An aesthetics of topography is central to Joanne Leow’s argument that contemporary literary texts are loci of resistance against Singapore’s extensive history of urban planning. The most recent instance of this is the government’s 2013 Master Plan, a cartography of power which produces the city-state as a planned spectacle celebrating a pragmatic and teleological capitalist matrix. Evoking Henri Lefebvre’s theories of social space and spontaneous spatial practice, Leow interprets the flash fiction and textual fragments in Alfian Sa’at’s Malay Sketches (2013) and Tan Shzr Ee’s Lost Roads (2007) as counter-cartographies, as they seek to inhabit the intimate spaces of memory and the everyday. By critically deploying spatial theory, Leow’s close readings consider how these assemblages resist totalizing blueprints as they reclaim the affective, the indeterminate and the unquantifiable.

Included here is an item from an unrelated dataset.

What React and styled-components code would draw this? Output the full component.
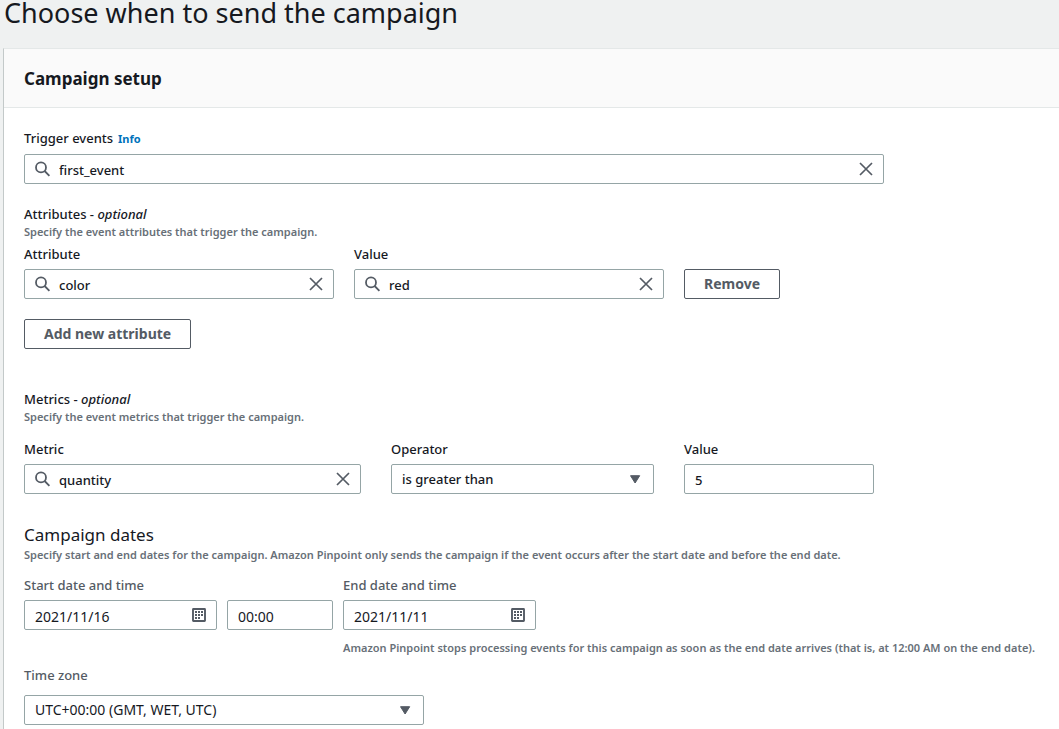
import React from "react";
import styled, { createGlobalStyle, css } from "styled-components";

const GlobalStyle = createGlobalStyle`
  *, *::before, *::after { box-sizing: border-box; }
  body {
    margin: 0;
    background: #eff1f1;
    color: #16191f;
    font-family: "Noto Sans", "Open Sans", sans-serif;
    font-size: 13px;
    font-weight: 500;
    line-height: 20px;
  }
  input, select, button { font: inherit; color: inherit; }
`;

const Page = styled.main`
  display: flex;
  flex-direction: column;
  min-height: 100vh;
  padding-left: 3px;
`;

const PageTitle = styled.h1`
  margin: 0 0 22px;
  padding-left: 1px;
  font-size: 27px;
  font-weight: 400;
  line-height: 26px;
`;

const Panel = styled.section`
  flex: 1;
  background: #ffffff;
  border-left: 1px solid #c3c9c9;
  border-top: 1px solid #e4e8e8;
`;

const PanelHeader = styled.header`
  padding: 18px 20px 16px;
  background: #fafafa;
  border-bottom: 1px solid #e4e8e8;
`;

const PanelTitle = styled.h2`
  margin: 0;
  font-size: 17px;
  font-weight: 700;
  line-height: 24px;
`;

const PanelBody = styled.form`
  padding: 20px 8px 4px 20px;
`;

const Group = styled.section`
  margin-top: ${(p) => p.$space}px;
`;

const GroupTitle = styled.h3`
  margin: 0;
  font-size: 13px;
  font-weight: 500;
  line-height: 20px;
`;

const DatesTitle = styled.h3`
  margin: 0;
  font-size: 17px;
  font-weight: 400;
  line-height: 24px;
`;

const Description = styled.p`
  margin: 0;
  color: #687078;
  font-size: 11px;
  font-weight: 600;
  line-height: 16px;
`;

const Row = styled.div`
  display: grid;
  grid-template-columns: ${(p) => p.$columns};
  column-gap: ${(p) => p.$gap}px;
  align-items: ${(p) => p.$align || "end"};
  margin-top: ${(p) => p.$space}px;
`;

const Field = styled.div`
  display: flex;
  flex-direction: column;
  gap: ${(p) => p.$gap || 5}px;
  max-width: ${(p) => (p.$max ? p.$max + "px" : "none")};
`;

const Label = styled.label`
  color: ${(p) => (p.$muted ? "#545b64" : "#16191f")};
`;

const LabelLine = styled.div`
  display: flex;
  align-items: baseline;
  gap: 5px;
`;

const InfoLink = styled.a`
  color: #0073bb;
  font-size: 11px;
  font-weight: 700;
  text-decoration: none;
`;

const Control = styled.div`
  display: flex;
  align-items: center;
  height: 30px;
  padding: 0 10px;
  gap: 8px;
  background: #ffffff;
  border: 1px solid #95a5a6;
  border-radius: 2px;
  max-width: ${(p) => (p.$max ? p.$max + "px" : "none")};
`;

const TextInput = styled.input`
  flex: 1;
  min-width: 0;
  width: 100%;
  height: 28px;
  padding: 2px 0 0;
  border: 0;
  outline: 0;
  background: transparent;
  ${(p) => p.$large && css`font-size: 14px; font-weight: 400;`}
`;

const IconButton = styled.button`
  display: flex;
  flex: none;
  padding: 0;
  border: 0;
  background: transparent;
  cursor: pointer;
`;

const SelectBox = styled.div`
  display: grid;
  align-items: center;
  & > * { grid-area: 1 / 1; }
  & > svg { justify-self: end; margin-right: 13px; pointer-events: none; }
`;

const Select = styled.select`
  appearance: none;
  width: 100%;
  height: 30px;
  padding: 0 30px 0 10px;
  background: #ffffff;
  border: 1px solid #95a5a6;
  border-radius: 2px;
  ${(p) => p.$large && css`font-size: 14px; font-weight: 400;`}
`;

const Button = styled.button`
  justify-self: start;
  height: 30px;
  padding: 0 19px;
  background: #ffffff;
  border: 1px solid #545b64;
  border-radius: 2px;
  color: #545b64;
  font-size: 14px;
  font-weight: 700;
  line-height: 20px;
  white-space: nowrap;
  cursor: pointer;
  ${(p) => p.$spaced && css`margin-top: 20px;`}
`;

const SearchIcon = () => (
  <svg width="16" height="16" viewBox="0 0 16 16" fill="none" stroke="#545b64" strokeWidth="1.8" aria-hidden="true">
    <circle cx="6" cy="6.4" r="5" />
    <path d="M9.6 10L14.4 14.8" />
  </svg>
);

const CloseIcon = () => (
  <svg width="14" height="14" viewBox="0 0 14 14" fill="none" stroke="#545b64" strokeWidth="1.7" aria-hidden="true">
    <path d="M1 1L13 13M13 1L1 13" />
  </svg>
);

const CaretIcon = () => (
  <svg width="11" height="9" viewBox="0 0 11 9" aria-hidden="true">
    <path d="M0.5 0.7H9.7L5.1 8Z" fill="#545b64" stroke="#545b64" strokeLinejoin="round" />
  </svg>
);

const CalendarIcon = () => (
  <svg width="14" height="14" viewBox="0 0 14 14" aria-hidden="true">
    <rect x="1" y="1" width="12" height="12" rx="0.4" fill="none" stroke="#545b64" strokeWidth="1.9" />
    <path
      d="M3 3h2v2h-2zM6 3h2v2h-2zM9 3h2v2h-2zM3 6h2v2h-2zM6 6h2v2h-2zM9 6h2v2h-2zM3 9h2v2h-2zM6 9h2v2h-2z"
      fill="#545b64"
    />
  </svg>
);

function SearchField({ id, value }) {
  return (
    <Control>
      <SearchIcon />
      <TextInput id={id} type="text" defaultValue={value} />
      <IconButton type="button" aria-label="Clear">
        <CloseIcon />
      </IconButton>
    </Control>
  );
}

function DateField({ id, value, max }) {
  return (
    <Control $max={max}>
      <TextInput $large id={id} type="text" defaultValue={value} />
      <IconButton type="button" aria-label="Open calendar">
        <CalendarIcon />
      </IconButton>
    </Control>
  );
}

function SelectField({ id, value, large }) {
  return (
    <SelectBox>
      <Select $large={large} id={id} defaultValue={value}>
        <option>{value}</option>
      </Select>
      <CaretIcon />
    </SelectBox>
  );
}

export default function App() {
  return (
    <>
      <GlobalStyle />
      <Page>
        <PageTitle>Choose when to send the campaign</PageTitle>
        <Panel>
          <PanelHeader>
            <PanelTitle>Campaign setup</PanelTitle>
          </PanelHeader>
          <PanelBody>
            <Field $max={860}>
              <LabelLine>
                <Label htmlFor="trigger">Trigger events</Label>
                <InfoLink href="#info">Info</InfoLink>
              </LabelLine>
              <SearchField id="trigger" value="first_event" />
            </Field>

            <Group $space={20}>
              <GroupTitle>
                Attributes - <em>optional</em>
              </GroupTitle>
              <Description>Specify the event attributes that trigger the campaign.</Description>
              <Row $columns="minmax(0, 310px) minmax(0, 310px) auto" $gap={20} $space={4}>
                <Field>
                  <Label htmlFor="attribute">Attribute</Label>
                  <SearchField id="attribute" value="color" />
                </Field>
                <Field>
                  <Label htmlFor="attribute-value">Value</Label>
                  <SearchField id="attribute-value" value="red" />
                </Field>
                <Button type="button">Remove</Button>
              </Row>
              <Button type="button" $spaced>
                Add new attribute
              </Button>
            </Group>

            <Group $space={40}>
              <GroupTitle>
                Metrics - <em>optional</em>
              </GroupTitle>
              <Description>Specify the event metrics that trigger the campaign.</Description>
              <Row $columns="minmax(0, 337px) minmax(0, 263px) minmax(0, 190px)" $gap={30} $space={14}>
                <Field>
                  <Label htmlFor="metric">Metric</Label>
                  <SearchField id="metric" value="quantity" />
                </Field>
                <Field>
                  <Label htmlFor="operator">Operator</Label>
                  <SelectField id="operator" value="is greater than" />
                </Field>
                <Field>
                  <Label htmlFor="metric-value">Value</Label>
                  <Control>
                    <TextInput id="metric-value" type="text" defaultValue="5" />
                  </Control>
                </Field>
              </Row>
            </Group>

            <Group $space={29}>
              <DatesTitle>Campaign dates</DatesTitle>
              <Description>
                Specify start and end dates for the campaign. Amazon Pinpoint only sends the campaign if the event
                occurs after the start date and before the end date.
              </Description>
              <Row $columns="309px minmax(0, 1fr)" $gap={10} $space={12} $align="start">
                <Field>
                  <Label $muted htmlFor="start-date">Start date and time</Label>
                  <Row $columns="193px 106px" $gap={10} $space={0}>
                    <DateField id="start-date" value="2021/11/16" />
                    <Control>
                      <TextInput $large aria-label="Start time" type="text" defaultValue="00:00" />
                    </Control>
                  </Row>
                </Field>
                <Field>
                  <Label $muted htmlFor="end-date">End date and time</Label>
                  <DateField id="end-date" value="2021/11/11" max={193} />
                  <Group as="div" $space={5}>
                    <Description>
                      Amazon Pinpoint stops processing events for this campaign as soon as the end date arrives (that
                      is, at 12:00 AM on the end date).
                    </Description>
                  </Group>
                </Field>
              </Row>
            </Group>

            <Group $space={9}>
              <Field $gap={10} $max={400}>
                <Label $muted htmlFor="time-zone">Time zone</Label>
                <SelectField large id="time-zone" value="UTC+00:00 (GMT, WET, UTC)" />
              </Field>
            </Group>
          </PanelBody>
        </Panel>
      </Page>
    </>
  );
}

Approaching literature as generative genre, poetic technology, and counter-cartography, our speakers highlight the fact that, despite the city-state’s hypermodernity and developmental ideologies that stress the benefits of globalization, its literary texts enter the global literary marketplace and imagine a world literary space along alternative local routes. Due to the lack of established publishers and presses with worldwide distribution, most of the output from the recent explosion of literary activity in Singapore is published by small, independent publishing houses, or distributed through online journals or blogs targeting specific reading communities. The concept of a national literature must therefore be revised as more recent writers and their texts engage contrapuntally — or not at all — with an earlier generation of Singaporean authors and politicians who sought to define a coherent modern and national identity. While many formulations of world literature and global literary space emphasize transnational mobility and deterritorializing movement, literary praxis in Singapore foregrounds the importance of the sedentary and the local in shaping a wider sense of the worldly and the global, and the possibilities of negotiating the nation’s past, present, and future through a situated cosmopolitanism.